■ WHAT IS ASKED: Leave out any picture and return the remaining listing below exactly as given.

◇ ◇ ◇ ◇ ◇

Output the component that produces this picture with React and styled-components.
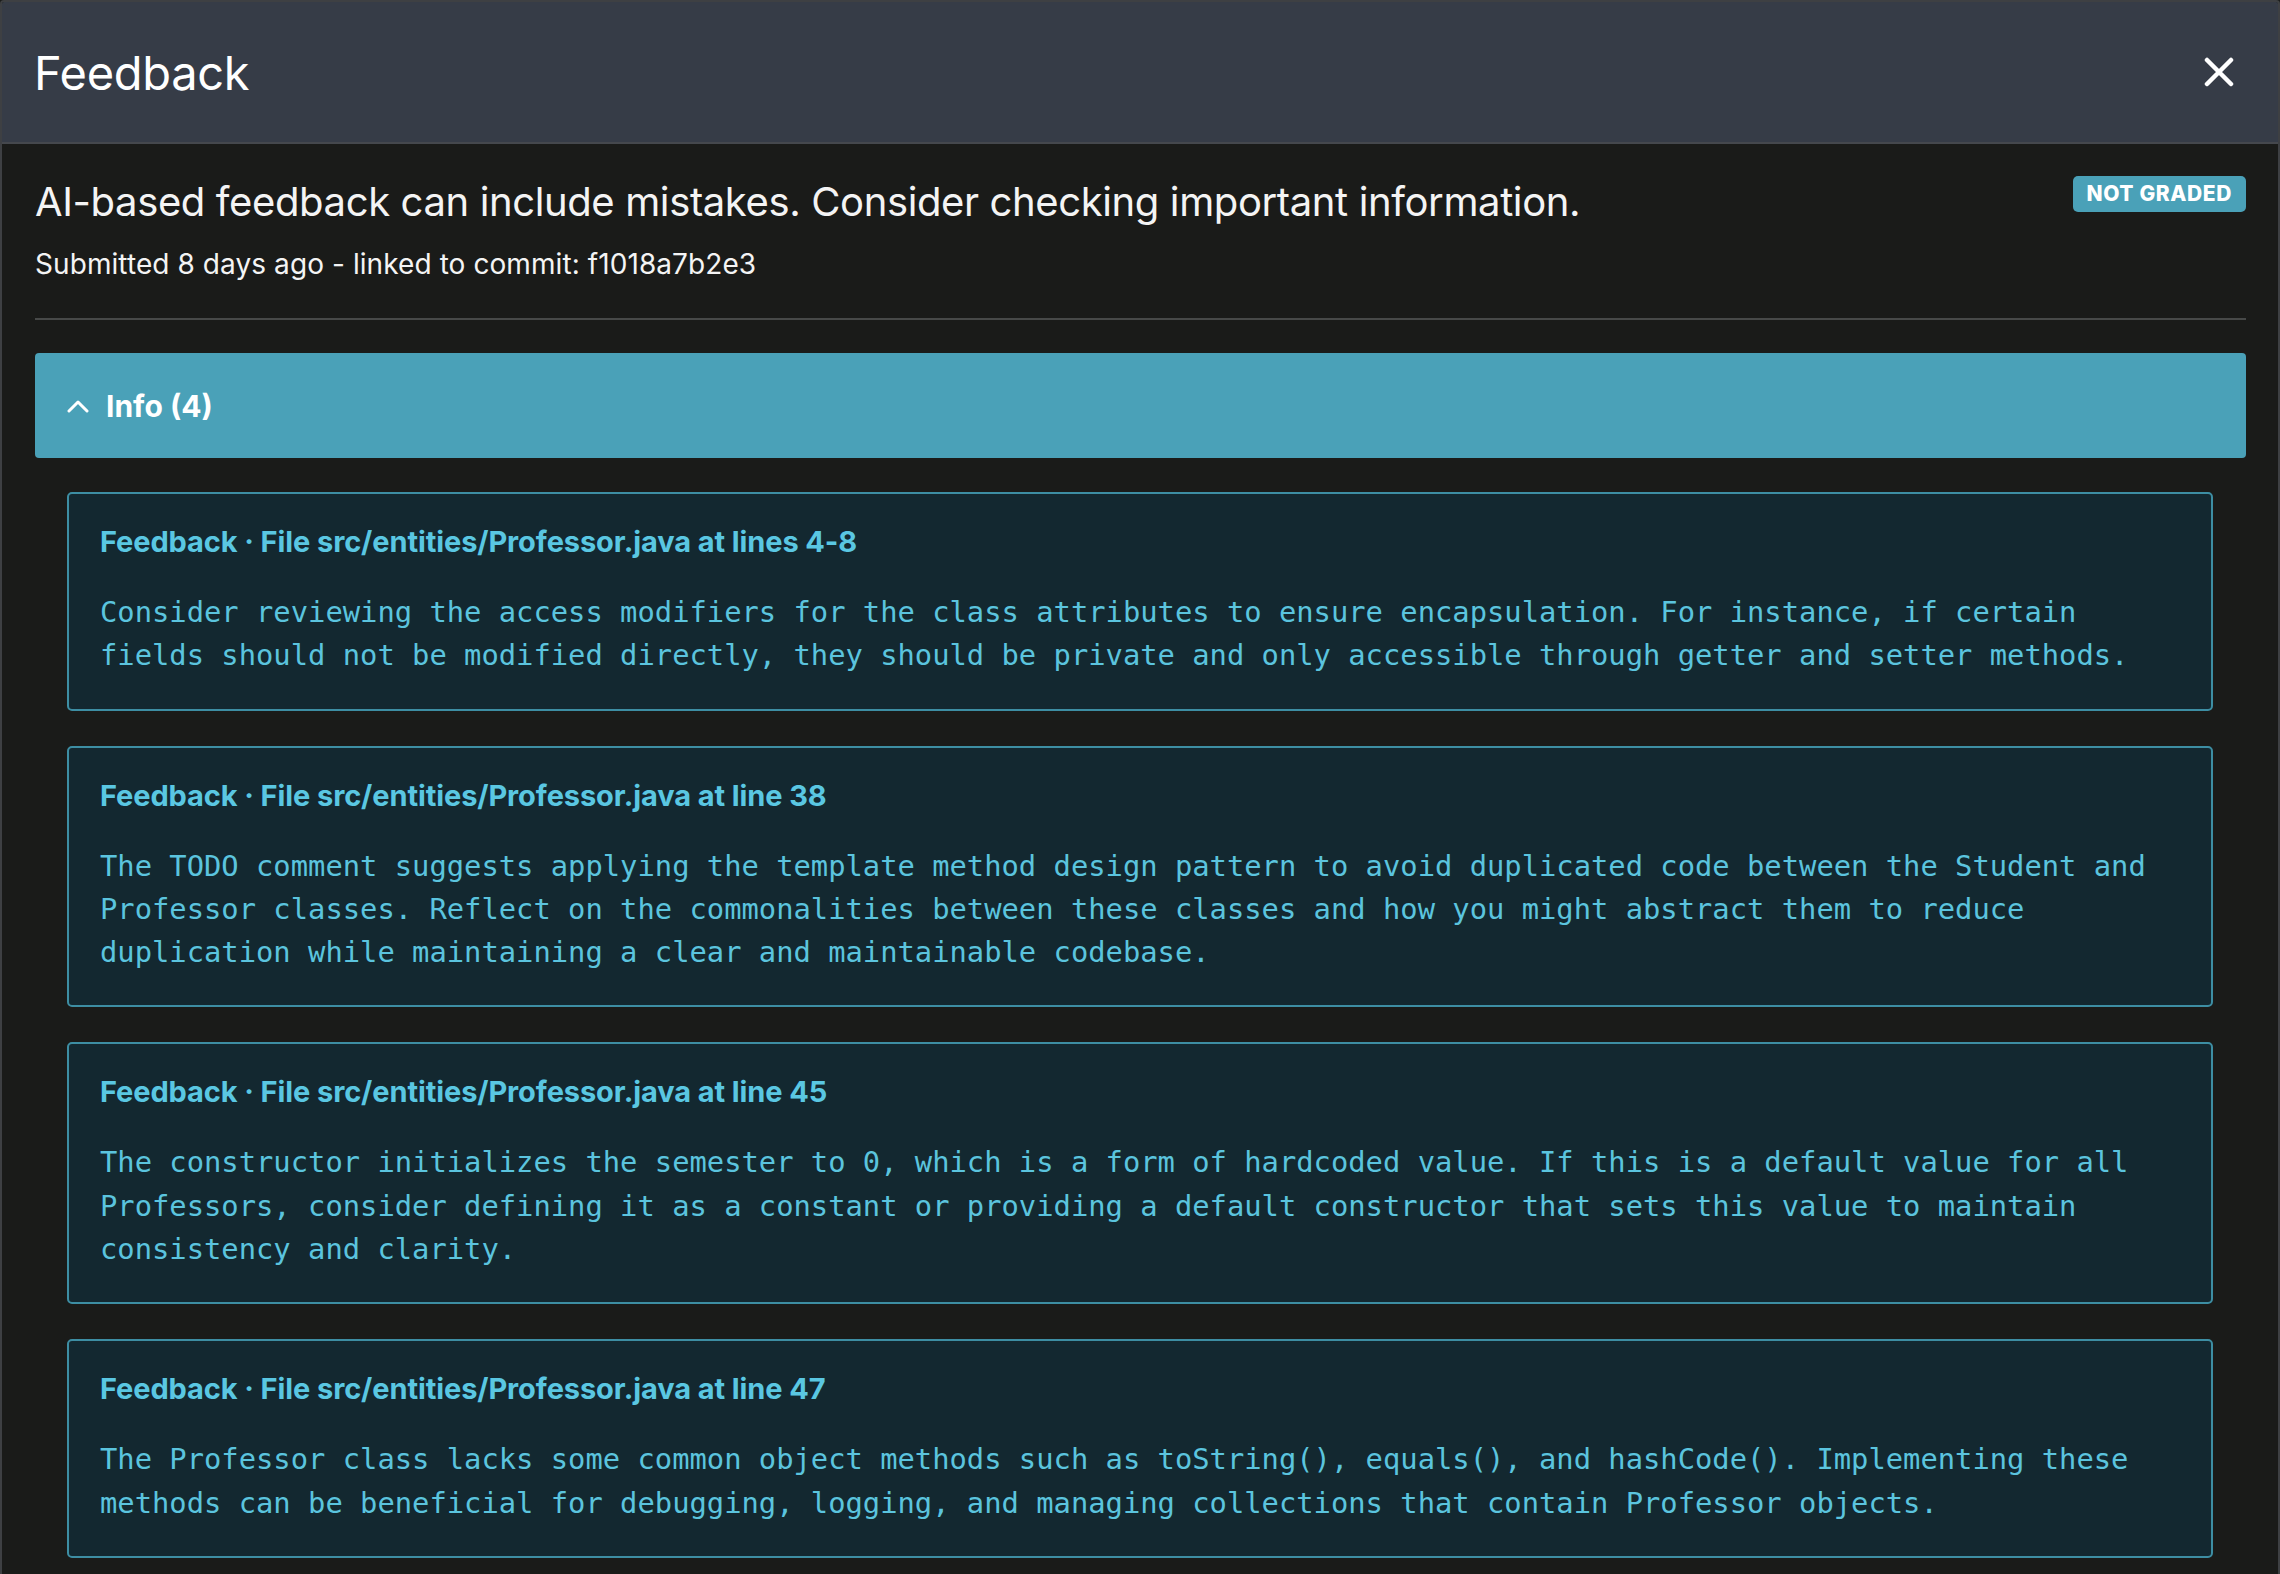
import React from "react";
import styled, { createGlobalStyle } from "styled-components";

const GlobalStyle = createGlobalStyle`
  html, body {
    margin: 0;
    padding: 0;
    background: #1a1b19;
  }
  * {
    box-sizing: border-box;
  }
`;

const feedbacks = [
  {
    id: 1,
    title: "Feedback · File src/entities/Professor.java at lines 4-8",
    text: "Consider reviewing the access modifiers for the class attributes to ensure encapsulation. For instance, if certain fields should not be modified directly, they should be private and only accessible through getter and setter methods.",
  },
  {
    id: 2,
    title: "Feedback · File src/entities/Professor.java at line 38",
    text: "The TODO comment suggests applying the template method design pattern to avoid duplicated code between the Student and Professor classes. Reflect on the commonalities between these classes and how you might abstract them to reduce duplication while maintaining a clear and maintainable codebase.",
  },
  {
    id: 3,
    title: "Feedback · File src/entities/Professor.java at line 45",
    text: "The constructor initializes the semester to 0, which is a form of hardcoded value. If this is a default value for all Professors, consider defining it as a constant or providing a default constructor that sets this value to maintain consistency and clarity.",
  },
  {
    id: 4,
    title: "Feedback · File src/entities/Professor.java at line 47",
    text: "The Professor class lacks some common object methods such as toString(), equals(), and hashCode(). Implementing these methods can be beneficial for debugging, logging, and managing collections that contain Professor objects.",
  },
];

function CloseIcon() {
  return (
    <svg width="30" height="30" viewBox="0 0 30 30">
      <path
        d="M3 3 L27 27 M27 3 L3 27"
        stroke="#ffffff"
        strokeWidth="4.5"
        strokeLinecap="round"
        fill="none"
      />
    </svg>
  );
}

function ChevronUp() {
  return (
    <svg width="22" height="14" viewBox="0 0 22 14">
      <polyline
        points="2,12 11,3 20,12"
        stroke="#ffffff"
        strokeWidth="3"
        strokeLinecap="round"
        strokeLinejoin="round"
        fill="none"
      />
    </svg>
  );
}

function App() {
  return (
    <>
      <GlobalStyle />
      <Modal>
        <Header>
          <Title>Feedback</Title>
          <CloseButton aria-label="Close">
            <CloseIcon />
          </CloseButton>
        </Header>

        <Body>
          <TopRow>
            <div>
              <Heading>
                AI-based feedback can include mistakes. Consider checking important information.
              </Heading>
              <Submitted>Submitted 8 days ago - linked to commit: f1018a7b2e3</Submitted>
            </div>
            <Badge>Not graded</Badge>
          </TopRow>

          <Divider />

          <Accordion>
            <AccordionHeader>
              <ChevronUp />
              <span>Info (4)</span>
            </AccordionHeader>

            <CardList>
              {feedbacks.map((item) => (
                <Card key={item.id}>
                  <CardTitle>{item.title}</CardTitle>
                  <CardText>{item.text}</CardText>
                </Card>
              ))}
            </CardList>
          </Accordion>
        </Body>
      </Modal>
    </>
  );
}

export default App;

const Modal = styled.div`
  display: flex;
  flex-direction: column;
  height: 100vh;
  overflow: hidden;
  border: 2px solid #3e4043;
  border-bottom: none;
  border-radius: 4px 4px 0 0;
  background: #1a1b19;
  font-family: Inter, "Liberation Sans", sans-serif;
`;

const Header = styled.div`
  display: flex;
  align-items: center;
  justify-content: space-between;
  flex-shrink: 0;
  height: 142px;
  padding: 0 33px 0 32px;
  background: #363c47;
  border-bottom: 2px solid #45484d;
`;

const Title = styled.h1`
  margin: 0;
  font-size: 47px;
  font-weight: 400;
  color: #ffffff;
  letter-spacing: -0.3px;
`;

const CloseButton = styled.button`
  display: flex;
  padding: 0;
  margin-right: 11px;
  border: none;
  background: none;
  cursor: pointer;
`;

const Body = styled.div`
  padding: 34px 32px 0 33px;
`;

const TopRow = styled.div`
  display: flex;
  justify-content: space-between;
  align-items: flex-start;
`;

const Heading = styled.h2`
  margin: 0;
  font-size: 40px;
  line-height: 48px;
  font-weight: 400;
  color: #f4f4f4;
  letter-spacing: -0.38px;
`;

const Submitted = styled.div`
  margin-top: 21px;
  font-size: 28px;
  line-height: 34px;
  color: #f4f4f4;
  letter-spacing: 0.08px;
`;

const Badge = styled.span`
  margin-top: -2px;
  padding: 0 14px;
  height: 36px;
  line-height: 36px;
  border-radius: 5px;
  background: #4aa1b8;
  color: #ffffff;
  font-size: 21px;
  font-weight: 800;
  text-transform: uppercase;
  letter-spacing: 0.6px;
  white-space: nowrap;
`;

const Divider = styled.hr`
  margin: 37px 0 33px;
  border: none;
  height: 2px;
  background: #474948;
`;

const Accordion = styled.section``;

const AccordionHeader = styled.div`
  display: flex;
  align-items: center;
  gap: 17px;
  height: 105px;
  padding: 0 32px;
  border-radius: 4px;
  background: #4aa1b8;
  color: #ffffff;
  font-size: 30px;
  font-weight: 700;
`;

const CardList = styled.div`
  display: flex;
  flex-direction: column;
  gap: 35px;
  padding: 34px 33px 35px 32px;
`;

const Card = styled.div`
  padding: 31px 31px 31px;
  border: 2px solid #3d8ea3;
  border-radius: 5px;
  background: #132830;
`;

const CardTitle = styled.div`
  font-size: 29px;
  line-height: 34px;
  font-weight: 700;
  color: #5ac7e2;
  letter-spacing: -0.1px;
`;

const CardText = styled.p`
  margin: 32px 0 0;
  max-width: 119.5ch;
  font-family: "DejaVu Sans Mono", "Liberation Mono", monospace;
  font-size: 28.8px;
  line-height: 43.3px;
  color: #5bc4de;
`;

◇ ◇ ◇ ◇ ◇

■ WRITTEN SOLUTION:
Output the component that produces this picture with React and styled-components.
import React from "react";
import styled, { createGlobalStyle } from "styled-components";

const GlobalStyle = createGlobalStyle`
  html, body {
    margin: 0;
    padding: 0;
    background: #1a1b19;
  }
  * {
    box-sizing: border-box;
  }
`;

const feedbacks = [
  {
    id: 1,
    title: "Feedback · File src/entities/Professor.java at lines 4-8",
    text: "Consider reviewing the access modifiers for the class attributes to ensure encapsulation. For instance, if certain fields should not be modified directly, they should be private and only accessible through getter and setter methods.",
  },
  {
    id: 2,
    title: "Feedback · File src/entities/Professor.java at line 38",
    text: "The TODO comment suggests applying the template method design pattern to avoid duplicated code between the Student and Professor classes. Reflect on the commonalities between these classes and how you might abstract them to reduce duplication while maintaining a clear and maintainable codebase.",
  },
  {
    id: 3,
    title: "Feedback · File src/entities/Professor.java at line 45",
    text: "The constructor initializes the semester to 0, which is a form of hardcoded value. If this is a default value for all Professors, consider defining it as a constant or providing a default constructor that sets this value to maintain consistency and clarity.",
  },
  {
    id: 4,
    title: "Feedback · File src/entities/Professor.java at line 47",
    text: "The Professor class lacks some common object methods such as toString(), equals(), and hashCode(). Implementing these methods can be beneficial for debugging, logging, and managing collections that contain Professor objects.",
  },
];

function CloseIcon() {
  return (
    <svg width="30" height="30" viewBox="0 0 30 30">
      <path
        d="M3 3 L27 27 M27 3 L3 27"
        stroke="#ffffff"
        strokeWidth="4.5"
        strokeLinecap="round"
        fill="none"
      />
    </svg>
  );
}

function ChevronUp() {
  return (
    <svg width="22" height="14" viewBox="0 0 22 14">
      <polyline
        points="2,12 11,3 20,12"
        stroke="#ffffff"
        strokeWidth="3"
        strokeLinecap="round"
        strokeLinejoin="round"
        fill="none"
      />
    </svg>
  );
}

function App() {
  return (
    <>
      <GlobalStyle />
      <Modal>
        <Header>
          <Title>Feedback</Title>
          <CloseButton aria-label="Close">
            <CloseIcon />
          </CloseButton>
        </Header>

        <Body>
          <TopRow>
            <div>
              <Heading>
                AI-based feedback can include mistakes. Consider checking important information.
              </Heading>
              <Submitted>Submitted 8 days ago - linked to commit: f1018a7b2e3</Submitted>
            </div>
            <Badge>Not graded</Badge>
          </TopRow>

          <Divider />

          <Accordion>
            <AccordionHeader>
              <ChevronUp />
              <span>Info (4)</span>
            </AccordionHeader>

            <CardList>
              {feedbacks.map((item) => (
                <Card key={item.id}>
                  <CardTitle>{item.title}</CardTitle>
                  <CardText>{item.text}</CardText>
                </Card>
              ))}
            </CardList>
          </Accordion>
        </Body>
      </Modal>
    </>
  );
}

export default App;

const Modal = styled.div`
  display: flex;
  flex-direction: column;
  height: 100vh;
  overflow: hidden;
  border: 2px solid #3e4043;
  border-bottom: none;
  border-radius: 4px 4px 0 0;
  background: #1a1b19;
  font-family: Inter, "Liberation Sans", sans-serif;
`;

const Header = styled.div`
  display: flex;
  align-items: center;
  justify-content: space-between;
  flex-shrink: 0;
  height: 142px;
  padding: 0 33px 0 32px;
  background: #363c47;
  border-bottom: 2px solid #45484d;
`;

const Title = styled.h1`
  margin: 0;
  font-size: 47px;
  font-weight: 400;
  color: #ffffff;
  letter-spacing: -0.3px;
`;

const CloseButton = styled.button`
  display: flex;
  padding: 0;
  margin-right: 11px;
  border: none;
  background: none;
  cursor: pointer;
`;

const Body = styled.div`
  padding: 34px 32px 0 33px;
`;

const TopRow = styled.div`
  display: flex;
  justify-content: space-between;
  align-items: flex-start;
`;

const Heading = styled.h2`
  margin: 0;
  font-size: 40px;
  line-height: 48px;
  font-weight: 400;
  color: #f4f4f4;
  letter-spacing: -0.38px;
`;

const Submitted = styled.div`
  margin-top: 21px;
  font-size: 28px;
  line-height: 34px;
  color: #f4f4f4;
  letter-spacing: 0.08px;
`;

const Badge = styled.span`
  margin-top: -2px;
  padding: 0 14px;
  height: 36px;
  line-height: 36px;
  border-radius: 5px;
  background: #4aa1b8;
  color: #ffffff;
  font-size: 21px;
  font-weight: 800;
  text-transform: uppercase;
  letter-spacing: 0.6px;
  white-space: nowrap;
`;

const Divider = styled.hr`
  margin: 37px 0 33px;
  border: none;
  height: 2px;
  background: #474948;
`;

const Accordion = styled.section``;

const AccordionHeader = styled.div`
  display: flex;
  align-items: center;
  gap: 17px;
  height: 105px;
  padding: 0 32px;
  border-radius: 4px;
  background: #4aa1b8;
  color: #ffffff;
  font-size: 30px;
  font-weight: 700;
`;

const CardList = styled.div`
  display: flex;
  flex-direction: column;
  gap: 35px;
  padding: 34px 33px 35px 32px;
`;

const Card = styled.div`
  padding: 31px 31px 31px;
  border: 2px solid #3d8ea3;
  border-radius: 5px;
  background: #132830;
`;

const CardTitle = styled.div`
  font-size: 29px;
  line-height: 34px;
  font-weight: 700;
  color: #5ac7e2;
  letter-spacing: -0.1px;
`;

const CardText = styled.p`
  margin: 32px 0 0;
  max-width: 119.5ch;
  font-family: "DejaVu Sans Mono", "Liberation Mono", monospace;
  font-size: 28.8px;
  line-height: 43.3px;
  color: #5bc4de;
`;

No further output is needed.